[Interface markup and scripts]
╔══

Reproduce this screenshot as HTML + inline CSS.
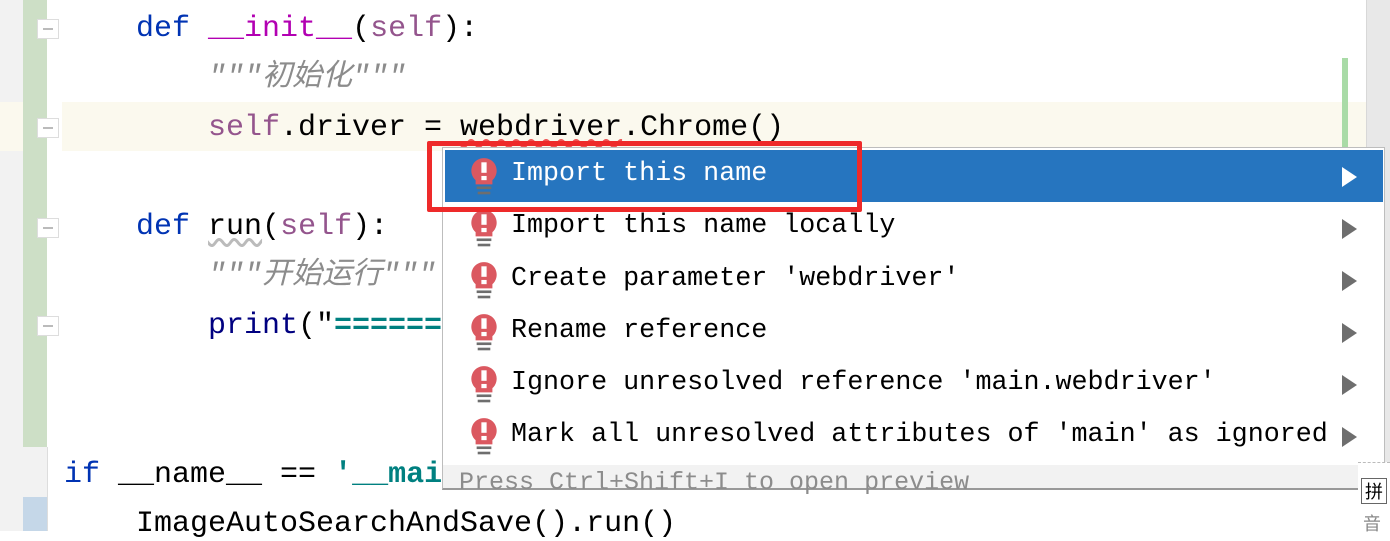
<!DOCTYPE html>
<html><head><meta charset="utf-8"><style>
body{margin:0;width:1390px;height:531px;overflow:hidden;background:#fff;position:relative;font-family:"Liberation Mono","Noto Sans CJK SC",monospace}
.a{position:absolute}
.code{position:absolute;left:0;font-size:30px;white-space:pre;line-height:30px}
.k{color:#0033b3}.m{color:#b200b2}.s{color:#94558d}.c{color:#8c8c8c;font-style:italic}.str{color:#008080;font-weight:bold}.b{color:#000080}
.fold{position:absolute;left:37px;width:20px;height:18px;background:#fff;border:1px solid #ddd}
.fold:after{content:"";position:absolute;left:5px;top:8px;width:10px;height:2px;background:#bbb}
.row{position:absolute;left:445px;width:938px;height:52px;font-size:26.7px;line-height:52px}
.row span.tx{position:absolute;left:66px;top:0}
.arr{position:absolute;left:897px;top:17px;width:0;height:0;border-left:15px solid #6e6e6e;border-top:10px solid transparent;border-bottom:10px solid transparent}
.ic{position:absolute;left:24px;top:6px}
</style></head><body>
<div class="a" style="left:0;top:0;width:23px;height:531px;background:#f2f2f2"></div>
<div class="a" style="left:23px;top:447px;width:24px;height:84px;background:#f2f2f2"></div>
<div class="a" style="left:23px;top:0;width:24px;height:447px;background:#cddfc6"></div>
<div class="a" style="left:23px;top:497px;width:24px;height:34px;background:#c5d7e8"></div>
<div class="a" style="left:47px;top:447px;width:1px;height:84px;background:#ddd"></div>
<div class="a" style="left:0;top:102px;width:23px;height:49px;background:#fbf9ee"></div>
<div class="a" style="left:62px;top:102px;width:1304px;height:49px;background:#fbf9ee"></div>
<div class="a" style="left:1366px;top:0;width:24px;height:531px;background:#e8e8e8;border-left:1px solid #d8d8d8"></div>
<div class="a" style="left:1342px;top:58px;width:6px;height:90px;background:#a9dba7"></div>
<div class="fold" style="top:19px"></div>
<div class="fold" style="top:118px"></div>
<div class="fold" style="top:218px"></div>
<div class="fold" style="top:316px"></div>

<div class="code" style="top:14px;left:136px"><span class="k">def</span> <span class="m">__init__</span>(<span class="s">self</span>):</div>
<div class="code c" style="top:63px;left:208px">"""初始化"""</div>
<div class="code" style="top:113px;left:208px"><span class="s">self</span>.driver = <span style="text-decoration:underline wavy #e55;text-underline-offset:4px">webdriver</span>.Chrome()</div>
<div class="code" style="top:212px;left:136px"><span class="k">def</span> <span style="text-decoration:underline wavy #bbb;text-underline-offset:4px">run</span>(<span class="s">self</span>):</div>
<div class="code c" style="top:261px;left:208px">"""开始运行"""</div>
<div class="code" style="top:311px;left:208px"><span class="b">print</span>("<span class="str">======</span></div>
<div class="code" style="top:460px;left:64px"><span class="k">if</span> __name__ == <span class="str">'__mai</span></div>
<div class="code" style="top:509px;left:136px">ImageAutoSearchAndSave().run()</div>

<div class="a" style="left:442px;top:147px;width:943px;height:343px;background:#fff;border:1px solid #bdbdbd;box-sizing:border-box;border-bottom:2px solid #999"></div>
<div class="row" style="top:150px;background:#2675bf;color:#fff"><svg class="ic" width="30" height="42" viewBox="0 0 28 40"><path d="M14 2a12 12 0 0 1 8 21v4H6v-4A12 12 0 0 1 14 2z" fill="#db5860"/><rect x="11.5" y="6" width="5" height="10" fill="#fff"/><rect x="11.5" y="19" width="5" height="4" fill="#fff"/><rect x="7" y="29" width="14" height="2.5" fill="#6e6e6e"/><rect x="8" y="34" width="12" height="2.5" fill="#6e6e6e"/></svg><span class="tx" style="top:-2px">Import this name</span><div class="arr" style="border-left-color:#fff"></div></div>
<div class="row" style="top:202px"><svg class="ic" width="30" height="42" viewBox="0 0 28 40"><path d="M14 2a12 12 0 0 1 8 21v4H6v-4A12 12 0 0 1 14 2z" fill="#db5860"/><rect x="11.5" y="6" width="5" height="10" fill="#fff"/><rect x="11.5" y="19" width="5" height="4" fill="#fff"/><rect x="7" y="29" width="14" height="2.5" fill="#6e6e6e"/><rect x="8" y="34" width="12" height="2.5" fill="#6e6e6e"/></svg><span class="tx" style="top:-2px">Import this name locally</span><div class="arr"></div></div>
<div class="row" style="top:254px"><svg class="ic" width="30" height="42" viewBox="0 0 28 40"><path d="M14 2a12 12 0 0 1 8 21v4H6v-4A12 12 0 0 1 14 2z" fill="#db5860"/><rect x="11.5" y="6" width="5" height="10" fill="#fff"/><rect x="11.5" y="19" width="5" height="4" fill="#fff"/><rect x="7" y="29" width="14" height="2.5" fill="#6e6e6e"/><rect x="8" y="34" width="12" height="2.5" fill="#6e6e6e"/></svg><span class="tx" style="top:-1px">Create parameter 'webdriver'</span><div class="arr"></div></div>
<div class="row" style="top:306px"><svg class="ic" width="30" height="42" viewBox="0 0 28 40"><path d="M14 2a12 12 0 0 1 8 21v4H6v-4A12 12 0 0 1 14 2z" fill="#db5860"/><rect x="11.5" y="6" width="5" height="10" fill="#fff"/><rect x="11.5" y="19" width="5" height="4" fill="#fff"/><rect x="7" y="29" width="14" height="2.5" fill="#6e6e6e"/><rect x="8" y="34" width="12" height="2.5" fill="#6e6e6e"/></svg><span class="tx" style="top:-1px">Rename reference</span><div class="arr"></div></div>
<div class="row" style="top:358px"><svg class="ic" width="30" height="42" viewBox="0 0 28 40"><path d="M14 2a12 12 0 0 1 8 21v4H6v-4A12 12 0 0 1 14 2z" fill="#db5860"/><rect x="11.5" y="6" width="5" height="10" fill="#fff"/><rect x="11.5" y="19" width="5" height="4" fill="#fff"/><rect x="7" y="29" width="14" height="2.5" fill="#6e6e6e"/><rect x="8" y="34" width="12" height="2.5" fill="#6e6e6e"/></svg><span class="tx" style="top:-1px">Ignore unresolved reference 'main.webdriver'</span><div class="arr"></div></div>
<div class="row" style="top:410px"><svg class="ic" width="30" height="42" viewBox="0 0 28 40"><path d="M14 2a12 12 0 0 1 8 21v4H6v-4A12 12 0 0 1 14 2z" fill="#db5860"/><rect x="11.5" y="6" width="5" height="10" fill="#fff"/><rect x="11.5" y="19" width="5" height="4" fill="#fff"/><rect x="7" y="29" width="14" height="2.5" fill="#6e6e6e"/><rect x="8" y="34" width="12" height="2.5" fill="#6e6e6e"/></svg><span class="tx" style="top:-1px">Mark all unresolved attributes of 'main' as ignored</span><div class="arr"></div></div>
<div class="a" style="left:443px;top:465px;width:941px;height:23px;background:#f2f2f2"></div>
<div class="a" style="left:459px;top:467px;font-size:25px;line-height:32px;color:#8c8c8c">Press Ctrl+Shift+I to open preview</div>
<div class="a" style="left:427px;top:141px;width:425px;height:61px;border:5px solid #ee2a2a;border-radius:2px"></div>
<div class="a" style="left:1358px;top:462px;width:32px;height:69px;background:#fff;border-top:1px dashed #bbb"></div>
<div class="a" style="left:1361px;top:478px;width:24px;height:24px;border:1px solid #666;font-size:18px;line-height:24px;text-align:center;font-family:'Noto Sans CJK SC',sans-serif">拼</div>
<div class="a" style="left:1363px;top:510px;font-size:18px;color:#888;font-family:'Noto Sans CJK SC',sans-serif">音</div>
</body></html>
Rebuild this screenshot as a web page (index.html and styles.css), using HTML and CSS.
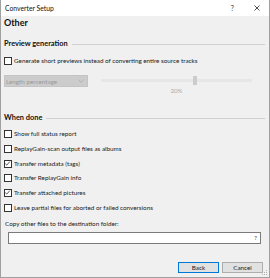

╚══

◆ Exercise
Write out the listing above exactly as it stands, pictures excluded.

◆ Complete answer
Reproduce this screenshot as HTML + inline CSS.
<!DOCTYPE html>
<html><head><meta charset="utf-8"><style>
body{margin:0;width:1390px;height:531px;overflow:hidden;background:#fff;position:relative;font-family:"Liberation Mono","Noto Sans CJK SC",monospace}
.a{position:absolute}
.code{position:absolute;left:0;font-size:30px;white-space:pre;line-height:30px}
.k{color:#0033b3}.m{color:#b200b2}.s{color:#94558d}.c{color:#8c8c8c;font-style:italic}.str{color:#008080;font-weight:bold}.b{color:#000080}
.fold{position:absolute;left:37px;width:20px;height:18px;background:#fff;border:1px solid #ddd}
.fold:after{content:"";position:absolute;left:5px;top:8px;width:10px;height:2px;background:#bbb}
.row{position:absolute;left:445px;width:938px;height:52px;font-size:26.7px;line-height:52px}
.row span.tx{position:absolute;left:66px;top:0}
.arr{position:absolute;left:897px;top:17px;width:0;height:0;border-left:15px solid #6e6e6e;border-top:10px solid transparent;border-bottom:10px solid transparent}
.ic{position:absolute;left:24px;top:6px}
</style></head><body>
<div class="a" style="left:0;top:0;width:23px;height:531px;background:#f2f2f2"></div>
<div class="a" style="left:23px;top:447px;width:24px;height:84px;background:#f2f2f2"></div>
<div class="a" style="left:23px;top:0;width:24px;height:447px;background:#cddfc6"></div>
<div class="a" style="left:23px;top:497px;width:24px;height:34px;background:#c5d7e8"></div>
<div class="a" style="left:47px;top:447px;width:1px;height:84px;background:#ddd"></div>
<div class="a" style="left:0;top:102px;width:23px;height:49px;background:#fbf9ee"></div>
<div class="a" style="left:62px;top:102px;width:1304px;height:49px;background:#fbf9ee"></div>
<div class="a" style="left:1366px;top:0;width:24px;height:531px;background:#e8e8e8;border-left:1px solid #d8d8d8"></div>
<div class="a" style="left:1342px;top:58px;width:6px;height:90px;background:#a9dba7"></div>
<div class="fold" style="top:19px"></div>
<div class="fold" style="top:118px"></div>
<div class="fold" style="top:218px"></div>
<div class="fold" style="top:316px"></div>

<div class="code" style="top:14px;left:136px"><span class="k">def</span> <span class="m">__init__</span>(<span class="s">self</span>):</div>
<div class="code c" style="top:63px;left:208px">"""初始化"""</div>
<div class="code" style="top:113px;left:208px"><span class="s">self</span>.driver = <span style="text-decoration:underline wavy #e55;text-underline-offset:4px">webdriver</span>.Chrome()</div>
<div class="code" style="top:212px;left:136px"><span class="k">def</span> <span style="text-decoration:underline wavy #bbb;text-underline-offset:4px">run</span>(<span class="s">self</span>):</div>
<div class="code c" style="top:261px;left:208px">"""开始运行"""</div>
<div class="code" style="top:311px;left:208px"><span class="b">print</span>("<span class="str">======</span></div>
<div class="code" style="top:460px;left:64px"><span class="k">if</span> __name__ == <span class="str">'__mai</span></div>
<div class="code" style="top:509px;left:136px">ImageAutoSearchAndSave().run()</div>

<div class="a" style="left:442px;top:147px;width:943px;height:343px;background:#fff;border:1px solid #bdbdbd;box-sizing:border-box;border-bottom:2px solid #999"></div>
<div class="row" style="top:150px;background:#2675bf;color:#fff"><svg class="ic" width="30" height="42" viewBox="0 0 28 40"><path d="M14 2a12 12 0 0 1 8 21v4H6v-4A12 12 0 0 1 14 2z" fill="#db5860"/><rect x="11.5" y="6" width="5" height="10" fill="#fff"/><rect x="11.5" y="19" width="5" height="4" fill="#fff"/><rect x="7" y="29" width="14" height="2.5" fill="#6e6e6e"/><rect x="8" y="34" width="12" height="2.5" fill="#6e6e6e"/></svg><span class="tx" style="top:-2px">Import this name</span><div class="arr" style="border-left-color:#fff"></div></div>
<div class="row" style="top:202px"><svg class="ic" width="30" height="42" viewBox="0 0 28 40"><path d="M14 2a12 12 0 0 1 8 21v4H6v-4A12 12 0 0 1 14 2z" fill="#db5860"/><rect x="11.5" y="6" width="5" height="10" fill="#fff"/><rect x="11.5" y="19" width="5" height="4" fill="#fff"/><rect x="7" y="29" width="14" height="2.5" fill="#6e6e6e"/><rect x="8" y="34" width="12" height="2.5" fill="#6e6e6e"/></svg><span class="tx" style="top:-2px">Import this name locally</span><div class="arr"></div></div>
<div class="row" style="top:254px"><svg class="ic" width="30" height="42" viewBox="0 0 28 40"><path d="M14 2a12 12 0 0 1 8 21v4H6v-4A12 12 0 0 1 14 2z" fill="#db5860"/><rect x="11.5" y="6" width="5" height="10" fill="#fff"/><rect x="11.5" y="19" width="5" height="4" fill="#fff"/><rect x="7" y="29" width="14" height="2.5" fill="#6e6e6e"/><rect x="8" y="34" width="12" height="2.5" fill="#6e6e6e"/></svg><span class="tx" style="top:-1px">Create parameter 'webdriver'</span><div class="arr"></div></div>
<div class="row" style="top:306px"><svg class="ic" width="30" height="42" viewBox="0 0 28 40"><path d="M14 2a12 12 0 0 1 8 21v4H6v-4A12 12 0 0 1 14 2z" fill="#db5860"/><rect x="11.5" y="6" width="5" height="10" fill="#fff"/><rect x="11.5" y="19" width="5" height="4" fill="#fff"/><rect x="7" y="29" width="14" height="2.5" fill="#6e6e6e"/><rect x="8" y="34" width="12" height="2.5" fill="#6e6e6e"/></svg><span class="tx" style="top:-1px">Rename reference</span><div class="arr"></div></div>
<div class="row" style="top:358px"><svg class="ic" width="30" height="42" viewBox="0 0 28 40"><path d="M14 2a12 12 0 0 1 8 21v4H6v-4A12 12 0 0 1 14 2z" fill="#db5860"/><rect x="11.5" y="6" width="5" height="10" fill="#fff"/><rect x="11.5" y="19" width="5" height="4" fill="#fff"/><rect x="7" y="29" width="14" height="2.5" fill="#6e6e6e"/><rect x="8" y="34" width="12" height="2.5" fill="#6e6e6e"/></svg><span class="tx" style="top:-1px">Ignore unresolved reference 'main.webdriver'</span><div class="arr"></div></div>
<div class="row" style="top:410px"><svg class="ic" width="30" height="42" viewBox="0 0 28 40"><path d="M14 2a12 12 0 0 1 8 21v4H6v-4A12 12 0 0 1 14 2z" fill="#db5860"/><rect x="11.5" y="6" width="5" height="10" fill="#fff"/><rect x="11.5" y="19" width="5" height="4" fill="#fff"/><rect x="7" y="29" width="14" height="2.5" fill="#6e6e6e"/><rect x="8" y="34" width="12" height="2.5" fill="#6e6e6e"/></svg><span class="tx" style="top:-1px">Mark all unresolved attributes of 'main' as ignored</span><div class="arr"></div></div>
<div class="a" style="left:443px;top:465px;width:941px;height:23px;background:#f2f2f2"></div>
<div class="a" style="left:459px;top:467px;font-size:25px;line-height:32px;color:#8c8c8c">Press Ctrl+Shift+I to open preview</div>
<div class="a" style="left:427px;top:141px;width:425px;height:61px;border:5px solid #ee2a2a;border-radius:2px"></div>
<div class="a" style="left:1358px;top:462px;width:32px;height:69px;background:#fff;border-top:1px dashed #bbb"></div>
<div class="a" style="left:1361px;top:478px;width:24px;height:24px;border:1px solid #666;font-size:18px;line-height:24px;text-align:center;font-family:'Noto Sans CJK SC',sans-serif">拼</div>
<div class="a" style="left:1363px;top:510px;font-size:18px;color:#888;font-family:'Noto Sans CJK SC',sans-serif">音</div>
</body></html>
Rebuild this screenshot as a web page (index.html and styles.css), using HTML and CSS.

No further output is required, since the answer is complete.